• _Goal_: Scan the listing below and copy every line holding "this".

• _Data records_:
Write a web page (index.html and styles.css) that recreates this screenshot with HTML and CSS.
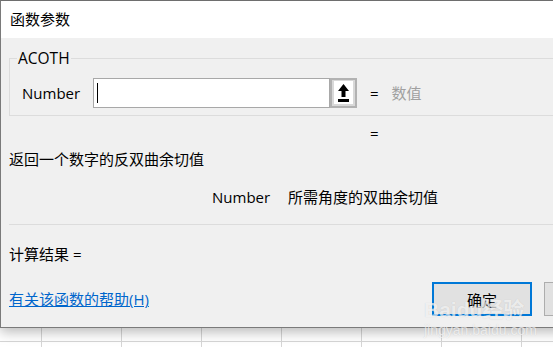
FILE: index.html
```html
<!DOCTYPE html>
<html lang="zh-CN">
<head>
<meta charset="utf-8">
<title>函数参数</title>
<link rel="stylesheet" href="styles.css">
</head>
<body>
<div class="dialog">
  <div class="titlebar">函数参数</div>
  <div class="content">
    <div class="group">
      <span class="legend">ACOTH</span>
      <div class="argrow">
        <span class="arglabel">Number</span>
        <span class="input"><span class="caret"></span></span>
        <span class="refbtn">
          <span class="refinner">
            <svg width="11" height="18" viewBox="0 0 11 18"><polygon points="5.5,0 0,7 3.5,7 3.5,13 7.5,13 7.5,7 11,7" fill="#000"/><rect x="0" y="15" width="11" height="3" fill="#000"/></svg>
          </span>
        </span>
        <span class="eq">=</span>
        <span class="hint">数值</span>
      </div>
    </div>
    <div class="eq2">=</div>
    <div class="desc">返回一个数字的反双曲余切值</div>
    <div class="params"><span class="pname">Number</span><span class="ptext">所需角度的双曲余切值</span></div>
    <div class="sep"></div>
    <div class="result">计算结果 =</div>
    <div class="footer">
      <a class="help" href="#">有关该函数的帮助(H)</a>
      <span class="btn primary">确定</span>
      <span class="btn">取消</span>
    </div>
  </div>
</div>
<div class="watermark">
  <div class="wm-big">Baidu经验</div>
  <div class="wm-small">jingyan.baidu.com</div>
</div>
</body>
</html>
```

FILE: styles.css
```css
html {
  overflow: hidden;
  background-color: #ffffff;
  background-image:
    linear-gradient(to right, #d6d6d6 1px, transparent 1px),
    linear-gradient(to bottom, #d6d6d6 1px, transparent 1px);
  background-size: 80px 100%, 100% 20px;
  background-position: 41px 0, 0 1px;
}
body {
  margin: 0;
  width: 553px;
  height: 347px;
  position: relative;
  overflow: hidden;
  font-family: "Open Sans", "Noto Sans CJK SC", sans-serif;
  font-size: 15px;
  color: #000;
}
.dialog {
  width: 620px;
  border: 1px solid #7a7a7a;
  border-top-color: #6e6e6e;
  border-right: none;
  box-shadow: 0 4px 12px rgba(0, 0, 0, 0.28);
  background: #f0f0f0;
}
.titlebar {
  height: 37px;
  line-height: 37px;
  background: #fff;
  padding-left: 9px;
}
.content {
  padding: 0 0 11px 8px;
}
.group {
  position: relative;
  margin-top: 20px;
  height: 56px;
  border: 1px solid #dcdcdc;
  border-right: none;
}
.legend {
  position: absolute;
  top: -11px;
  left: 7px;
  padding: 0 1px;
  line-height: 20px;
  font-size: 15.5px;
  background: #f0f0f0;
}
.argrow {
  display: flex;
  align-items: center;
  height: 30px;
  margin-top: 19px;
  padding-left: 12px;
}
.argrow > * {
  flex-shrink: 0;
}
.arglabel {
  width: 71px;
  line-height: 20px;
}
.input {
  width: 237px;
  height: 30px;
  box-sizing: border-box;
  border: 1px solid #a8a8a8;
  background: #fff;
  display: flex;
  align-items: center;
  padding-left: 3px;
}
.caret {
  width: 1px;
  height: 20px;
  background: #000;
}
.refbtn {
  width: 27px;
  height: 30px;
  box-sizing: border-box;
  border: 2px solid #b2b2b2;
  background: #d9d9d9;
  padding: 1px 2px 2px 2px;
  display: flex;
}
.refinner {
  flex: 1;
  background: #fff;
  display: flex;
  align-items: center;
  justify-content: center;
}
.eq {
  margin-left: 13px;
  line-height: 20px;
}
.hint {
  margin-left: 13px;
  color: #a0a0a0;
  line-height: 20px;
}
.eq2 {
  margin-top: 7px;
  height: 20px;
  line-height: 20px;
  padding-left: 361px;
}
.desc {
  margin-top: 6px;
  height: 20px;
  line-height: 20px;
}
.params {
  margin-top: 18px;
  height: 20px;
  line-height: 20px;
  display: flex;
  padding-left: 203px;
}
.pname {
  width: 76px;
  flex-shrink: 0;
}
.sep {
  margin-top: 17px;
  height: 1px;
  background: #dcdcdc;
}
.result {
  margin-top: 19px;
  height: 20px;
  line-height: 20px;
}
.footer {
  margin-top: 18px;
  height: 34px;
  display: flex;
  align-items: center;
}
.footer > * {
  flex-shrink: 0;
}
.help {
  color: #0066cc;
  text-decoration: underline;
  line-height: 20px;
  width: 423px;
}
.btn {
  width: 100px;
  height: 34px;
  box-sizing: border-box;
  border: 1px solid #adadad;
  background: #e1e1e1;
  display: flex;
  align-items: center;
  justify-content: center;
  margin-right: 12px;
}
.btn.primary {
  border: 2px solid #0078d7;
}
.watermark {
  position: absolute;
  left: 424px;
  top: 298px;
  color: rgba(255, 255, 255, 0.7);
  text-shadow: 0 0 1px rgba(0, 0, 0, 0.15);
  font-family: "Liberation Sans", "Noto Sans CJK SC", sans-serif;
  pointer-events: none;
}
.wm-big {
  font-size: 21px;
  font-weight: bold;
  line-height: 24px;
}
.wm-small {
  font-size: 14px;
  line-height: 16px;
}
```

---

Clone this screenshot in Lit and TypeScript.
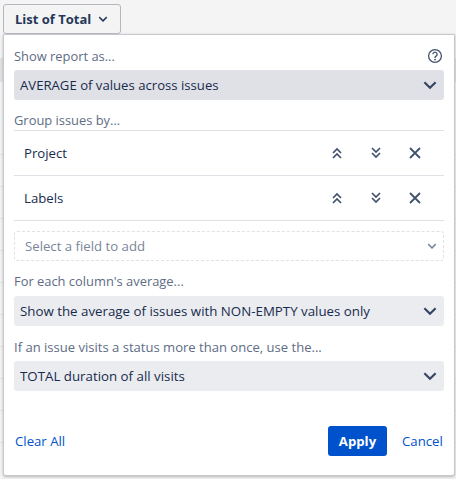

---

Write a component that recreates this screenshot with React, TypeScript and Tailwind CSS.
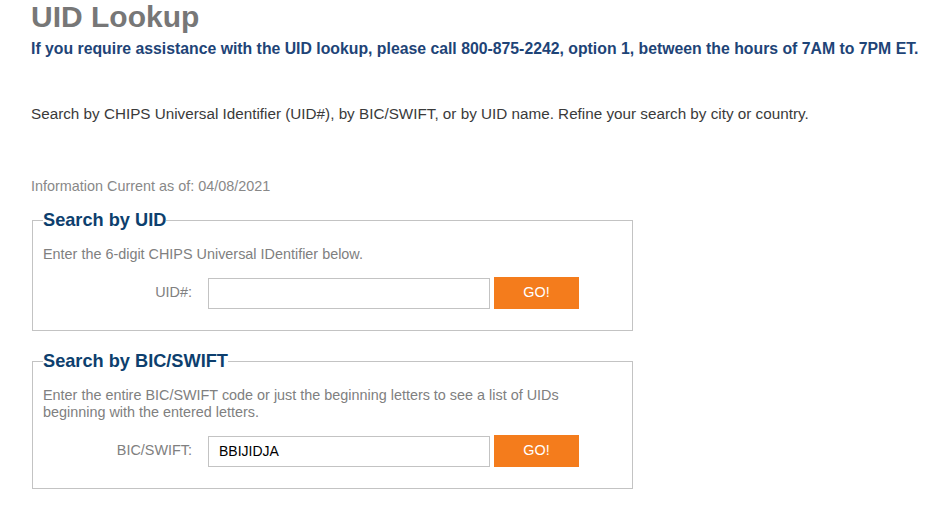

• _Solution to the exercise_:
Write a web page (index.html and styles.css) that recreates this screenshot with HTML and CSS.
Clone this screenshot in Lit and TypeScript.
Write a component that recreates this screenshot with React, TypeScript and Tailwind CSS.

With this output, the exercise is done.